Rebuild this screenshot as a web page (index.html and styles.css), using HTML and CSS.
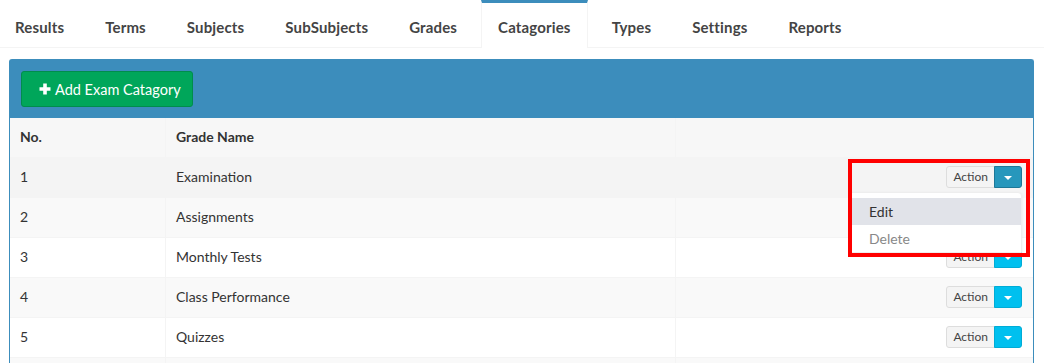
FILE: index.html
```html
<!DOCTYPE html>
<html lang="en">
<head>
  <meta charset="UTF-8">
  <title>Exam Catagories</title>
  <link rel="stylesheet" href="styles.css">
</head>
<body>

  <!-- Tabs -->
  <ul class="nav-tabs">
    <li><a href="#">Results</a></li>
    <li><a href="#">Terms</a></li>
    <li><a href="#">Subjects</a></li>
    <li><a href="#">SubSubjects</a></li>
    <li><a href="#">Grades</a></li>
    <li class="active"><a href="#">Catagories</a></li>
    <li><a href="#">Types</a></li>
    <li><a href="#">Settings</a></li>
    <li><a href="#">Reports</a></li>
  </ul>

  <div class="box">
    <div class="box-header">
      <button class="btn-add">
        <svg class="plus" width="12" height="12" viewBox="0 0 12 12"><path d="M6 0.5v11M0.5 6h11" stroke="#fff" stroke-width="3.6"/></svg>
        Add Exam Catagory
      </button>
    </div>

    <table class="table">
      <thead>
        <tr>
          <th class="col-no">No.</th>
          <th class="col-name">Grade Name</th>
          <th></th>
        </tr>
      </thead>
      <tbody>
        <tr class="hover">
          <td>1</td>
          <td>Examination</td>
          <td class="actions">
            <div class="btn-group open">
              <button class="btn-action">Action</button>
              <button class="btn-caret"><span class="caret"></span></button>
              <ul class="dropdown-menu">
                <li class="active-item"><a href="#">Edit</a></li>
                <li><a href="#" class="muted">Delete</a></li>
              </ul>
              <!-- annotation -->
              <div class="highlight"></div>
            </div>
          </td>
        </tr>
        <tr>
          <td>2</td>
          <td>Assignments</td>
          <td class="actions">
            <div class="btn-group">
              <button class="btn-action">Action</button>
              <button class="btn-caret"><span class="caret"></span></button>
            </div>
          </td>
        </tr>
        <tr>
          <td>3</td>
          <td>Monthly Tests</td>
          <td class="actions">
            <div class="btn-group">
              <button class="btn-action">Action</button>
              <button class="btn-caret"><span class="caret"></span></button>
            </div>
          </td>
        </tr>
        <tr>
          <td>4</td>
          <td>Class Performance</td>
          <td class="actions">
            <div class="btn-group">
              <button class="btn-action">Action</button>
              <button class="btn-caret"><span class="caret"></span></button>
            </div>
          </td>
        </tr>
        <tr>
          <td>5</td>
          <td>Quizzes</td>
          <td class="actions">
            <div class="btn-group">
              <button class="btn-action">Action</button>
              <button class="btn-caret"><span class="caret"></span></button>
            </div>
          </td>
        </tr>
        <tr>
          <td></td>
          <td></td>
          <td></td>
        </tr>
      </tbody>
    </table>
  </div>

</body>
</html>
```

FILE: styles.css
```css
body {
  margin: 0;
  padding: 0 10px 0 9px;
  font-family: 'Lato', 'Liberation Sans', sans-serif;
  font-size: 14px;
  color: #333;
  background: #fff;
  overflow: hidden;
}

/* Tabs */
.nav-tabs {
  list-style: none;
  margin: 0 -10px 0 -11px;
  padding: 0;
  display: flex;
  border-bottom: 1px solid #f4f4f4;
}

.nav-tabs li {
  margin-right: 7px;
}

.nav-tabs a {
  display: block;
  height: 44px;
  line-height: 48px;
  padding: 0 16px;
  border: 1px solid transparent;
  border-top: 3px solid transparent;
  border-bottom: 0;
  color: #444;
  font-size: 15px;
  letter-spacing: 0.15px;
  font-weight: bold;
  text-decoration: none;
}

.nav-tabs .active a {
  border-top-color: #3c8dbc;
  border-left-color: #f4f4f4;
  border-right-color: #f4f4f4;
  background: #fff;
  margin-bottom: -1px;
  height: 45px;
}

/* Box */
.box {
  margin-top: 11px;
  border: 1px solid #3c8dbc;
  border-bottom: 0;
  border-radius: 3px 3px 0 0;
}

.box-header {
  background: #3c8dbc;
  padding: 11px 11px 11px;
}

.btn-add {
  display: flex;
  align-items: center;
  gap: 4px;
  height: 36px;
  padding: 0 11px 0 17px;
  background: #00a65a;
  border: 1px solid #008d4c;
  border-radius: 3px;
  color: #fff;
  font-family: inherit;
  font-size: 14.5px;
}

/* Table */
.table {
  width: 100%;
  border-collapse: collapse;
}

.table th,
.table td {
  height: 36px;
  padding: 0 10px 3px;
  text-align: left;
  border-top: 1px solid #f4f4f4;
  border-left: 1px solid #f4f4f4;
}

.table th:first-child,
.table td:first-child {
  border-left: 0;
}

.table thead th {
  border-top: 0;
  background: #f7f7f7;
  font-weight: bold;
  color: #333;
}

.col-no {
  width: 135px;
}

.col-name {
  width: 489px;
}

.table tbody tr:nth-child(even) {
  background: #f9f9f9;
}

.table tbody tr.hover {
  background: #f4f4f4;
}

.table td.actions {
  text-align: right;
  padding: 0 11px 2px 10px;
}

.btn-group {
  position: relative;
  display: inline-flex;
  vertical-align: middle;
}

.btn-action,
.btn-caret {
  height: 22px;
  font-family: inherit;
  font-size: 12px;
  margin: 0;
}

.btn-action {
  padding: 0 6px;
  background: #f4f4f4;
  border: 1px solid #ddd;
  border-radius: 3px 0 0 3px;
  color: #444;
}

.btn-caret {
  width: 28px;
  margin-left: -1px;
  background: #00c0ef;
  border: 1px solid #00acd6;
  border-radius: 0 3px 3px 0;
}

.open .btn-caret {
  background: #2797bc;
  border-color: #1d7898;
}

.caret {
  display: inline-block;
  border-top: 4px solid #fff;
  border-left: 4px solid transparent;
  border-right: 4px solid transparent;
  vertical-align: middle;
}

.dropdown-menu {
  position: absolute;
  top: 100%;
  right: 0;
  z-index: 5;
  width: 170px;
  margin: 4px 0 0;
  padding: 5px 0 0;
  list-style: none;
  text-align: left;
  background: #fff;
  border: 1px solid #eee;
  border-radius: 0 4px 0 0;
  box-shadow: 0 1px 3px rgba(0, 0, 0, 0.08);
}

.dropdown-menu a {
  display: block;
  height: 27px;
  line-height: 28px;
  padding: 0 18px;
  font-size: 14px;
  color: #333;
  text-decoration: none;
}

.dropdown-menu .active-item a {
  background: #e1e3e9;
}

.dropdown-menu a.muted {
  color: #888;
}

/* red annotation frame */
.highlight {
  position: absolute;
  top: -7px;
  right: -8px;
  width: 174px;
  height: 90px;
  border: 4px solid #ff0000;
  z-index: 6;
  pointer-events: none;
}
```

-*-

**Task to complete**
Transcribe the listing in full and omit the pictures.

**Task response**
Rebuild this screenshot as a web page (index.html and styles.css), using HTML and CSS.
FILE: index.html
```html
<!DOCTYPE html>
<html lang="en">
<head>
  <meta charset="UTF-8">
  <title>Exam Catagories</title>
  <link rel="stylesheet" href="styles.css">
</head>
<body>

  <!-- Tabs -->
  <ul class="nav-tabs">
    <li><a href="#">Results</a></li>
    <li><a href="#">Terms</a></li>
    <li><a href="#">Subjects</a></li>
    <li><a href="#">SubSubjects</a></li>
    <li><a href="#">Grades</a></li>
    <li class="active"><a href="#">Catagories</a></li>
    <li><a href="#">Types</a></li>
    <li><a href="#">Settings</a></li>
    <li><a href="#">Reports</a></li>
  </ul>

  <div class="box">
    <div class="box-header">
      <button class="btn-add">
        <svg class="plus" width="12" height="12" viewBox="0 0 12 12"><path d="M6 0.5v11M0.5 6h11" stroke="#fff" stroke-width="3.6"/></svg>
        Add Exam Catagory
      </button>
    </div>

    <table class="table">
      <thead>
        <tr>
          <th class="col-no">No.</th>
          <th class="col-name">Grade Name</th>
          <th></th>
        </tr>
      </thead>
      <tbody>
        <tr class="hover">
          <td>1</td>
          <td>Examination</td>
          <td class="actions">
            <div class="btn-group open">
              <button class="btn-action">Action</button>
              <button class="btn-caret"><span class="caret"></span></button>
              <ul class="dropdown-menu">
                <li class="active-item"><a href="#">Edit</a></li>
                <li><a href="#" class="muted">Delete</a></li>
              </ul>
              <!-- annotation -->
              <div class="highlight"></div>
            </div>
          </td>
        </tr>
        <tr>
          <td>2</td>
          <td>Assignments</td>
          <td class="actions">
            <div class="btn-group">
              <button class="btn-action">Action</button>
              <button class="btn-caret"><span class="caret"></span></button>
            </div>
          </td>
        </tr>
        <tr>
          <td>3</td>
          <td>Monthly Tests</td>
          <td class="actions">
            <div class="btn-group">
              <button class="btn-action">Action</button>
              <button class="btn-caret"><span class="caret"></span></button>
            </div>
          </td>
        </tr>
        <tr>
          <td>4</td>
          <td>Class Performance</td>
          <td class="actions">
            <div class="btn-group">
              <button class="btn-action">Action</button>
              <button class="btn-caret"><span class="caret"></span></button>
            </div>
          </td>
        </tr>
        <tr>
          <td>5</td>
          <td>Quizzes</td>
          <td class="actions">
            <div class="btn-group">
              <button class="btn-action">Action</button>
              <button class="btn-caret"><span class="caret"></span></button>
            </div>
          </td>
        </tr>
        <tr>
          <td></td>
          <td></td>
          <td></td>
        </tr>
      </tbody>
    </table>
  </div>

</body>
</html>
```

FILE: styles.css
```css
body {
  margin: 0;
  padding: 0 10px 0 9px;
  font-family: 'Lato', 'Liberation Sans', sans-serif;
  font-size: 14px;
  color: #333;
  background: #fff;
  overflow: hidden;
}

/* Tabs */
.nav-tabs {
  list-style: none;
  margin: 0 -10px 0 -11px;
  padding: 0;
  display: flex;
  border-bottom: 1px solid #f4f4f4;
}

.nav-tabs li {
  margin-right: 7px;
}

.nav-tabs a {
  display: block;
  height: 44px;
  line-height: 48px;
  padding: 0 16px;
  border: 1px solid transparent;
  border-top: 3px solid transparent;
  border-bottom: 0;
  color: #444;
  font-size: 15px;
  letter-spacing: 0.15px;
  font-weight: bold;
  text-decoration: none;
}

.nav-tabs .active a {
  border-top-color: #3c8dbc;
  border-left-color: #f4f4f4;
  border-right-color: #f4f4f4;
  background: #fff;
  margin-bottom: -1px;
  height: 45px;
}

/* Box */
.box {
  margin-top: 11px;
  border: 1px solid #3c8dbc;
  border-bottom: 0;
  border-radius: 3px 3px 0 0;
}

.box-header {
  background: #3c8dbc;
  padding: 11px 11px 11px;
}

.btn-add {
  display: flex;
  align-items: center;
  gap: 4px;
  height: 36px;
  padding: 0 11px 0 17px;
  background: #00a65a;
  border: 1px solid #008d4c;
  border-radius: 3px;
  color: #fff;
  font-family: inherit;
  font-size: 14.5px;
}

/* Table */
.table {
  width: 100%;
  border-collapse: collapse;
}

.table th,
.table td {
  height: 36px;
  padding: 0 10px 3px;
  text-align: left;
  border-top: 1px solid #f4f4f4;
  border-left: 1px solid #f4f4f4;
}

.table th:first-child,
.table td:first-child {
  border-left: 0;
}

.table thead th {
  border-top: 0;
  background: #f7f7f7;
  font-weight: bold;
  color: #333;
}

.col-no {
  width: 135px;
}

.col-name {
  width: 489px;
}

.table tbody tr:nth-child(even) {
  background: #f9f9f9;
}

.table tbody tr.hover {
  background: #f4f4f4;
}

.table td.actions {
  text-align: right;
  padding: 0 11px 2px 10px;
}

.btn-group {
  position: relative;
  display: inline-flex;
  vertical-align: middle;
}

.btn-action,
.btn-caret {
  height: 22px;
  font-family: inherit;
  font-size: 12px;
  margin: 0;
}

.btn-action {
  padding: 0 6px;
  background: #f4f4f4;
  border: 1px solid #ddd;
  border-radius: 3px 0 0 3px;
  color: #444;
}

.btn-caret {
  width: 28px;
  margin-left: -1px;
  background: #00c0ef;
  border: 1px solid #00acd6;
  border-radius: 0 3px 3px 0;
}

.open .btn-caret {
  background: #2797bc;
  border-color: #1d7898;
}

.caret {
  display: inline-block;
  border-top: 4px solid #fff;
  border-left: 4px solid transparent;
  border-right: 4px solid transparent;
  vertical-align: middle;
}

.dropdown-menu {
  position: absolute;
  top: 100%;
  right: 0;
  z-index: 5;
  width: 170px;
  margin: 4px 0 0;
  padding: 5px 0 0;
  list-style: none;
  text-align: left;
  background: #fff;
  border: 1px solid #eee;
  border-radius: 0 4px 0 0;
  box-shadow: 0 1px 3px rgba(0, 0, 0, 0.08);
}

.dropdown-menu a {
  display: block;
  height: 27px;
  line-height: 28px;
  padding: 0 18px;
  font-size: 14px;
  color: #333;
  text-decoration: none;
}

.dropdown-menu .active-item a {
  background: #e1e3e9;
}

.dropdown-menu a.muted {
  color: #888;
}

/* red annotation frame */
.highlight {
  position: absolute;
  top: -7px;
  right: -8px;
  width: 174px;
  height: 90px;
  border: 4px solid #ff0000;
  z-index: 6;
  pointer-events: none;
}
```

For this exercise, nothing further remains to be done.